I accept also that the "New proposal on the Hebrew vowel HOLAM" is not theoretically perfectly neat. It does involve some slight stretching of definitions, but only in a benign way: while Holam Male may not strictly be a ligature in the conceptual sense, it is perfectly possible within the Unicode model to treat it as if it were a ligature, and the results of doing so seem to be acceptable. It is unfortunately impossible to find a theoretically perfect solution which does not also undermine the stability of large amounts of data. Nevertheless, the theoretical imperfections of the "New proposal on the Hebrew vowel HOLAM" are far less than those of the HOLAM HASER FOR VAV proposal, which ignores basic Unicode principles such as the character/glyph model.
The HOLAM HASER FOR VAV proposal is essentially a resubmission of an early Unicode proposal for a LEFT HOLAM character, which was provisionally assigned to U+05BA but never formally accepted (see http://www.unicode.org/mail-arch/unicode-ml/Archives-Old/UML019/0559.html). The UTC should review its reasons for previously rejecting this proposal before accepting it now. Nevertheless, this provisionally accepted character seems to have been widely implemented, including in the Microsoft 2003 distributions of the fonts Arial and Times New Roman (version 3.00 of each) as well as in the Fontographer program. One implication of this is that if the new character HEBREW POINT HOLAM HASER FOR VAV is accepted, it would be sensible to allocate it to U+05BA, and to reallocate the proposed and provisionally allocated HEBREW POINT QAMATS QATAN.

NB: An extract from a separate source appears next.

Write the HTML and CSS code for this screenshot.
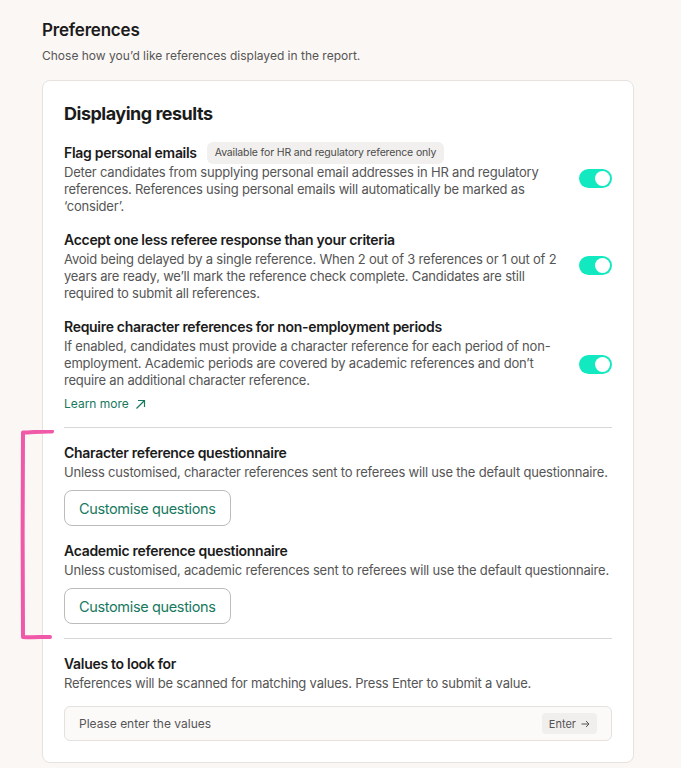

I conclude that the HOLAM HASER FOR VAV proposal L2/04-310 is badly thought out. It is based on serious misunderstandings of the Hebrew script and a false analogy. The grounds given for rejecting the alternative proposal do not stand up to close scrutiny. The HOLAM HASER FOR VAV proposal is also apparently not acceptable to the user community for whose benefit it is supposedly being proposed. It should therefore be rejected in favour of the "New proposal on the Hebrew vowel HOLAM" L2/04-307, which has widespread support among the community of users of both ancient and modern Hebrew.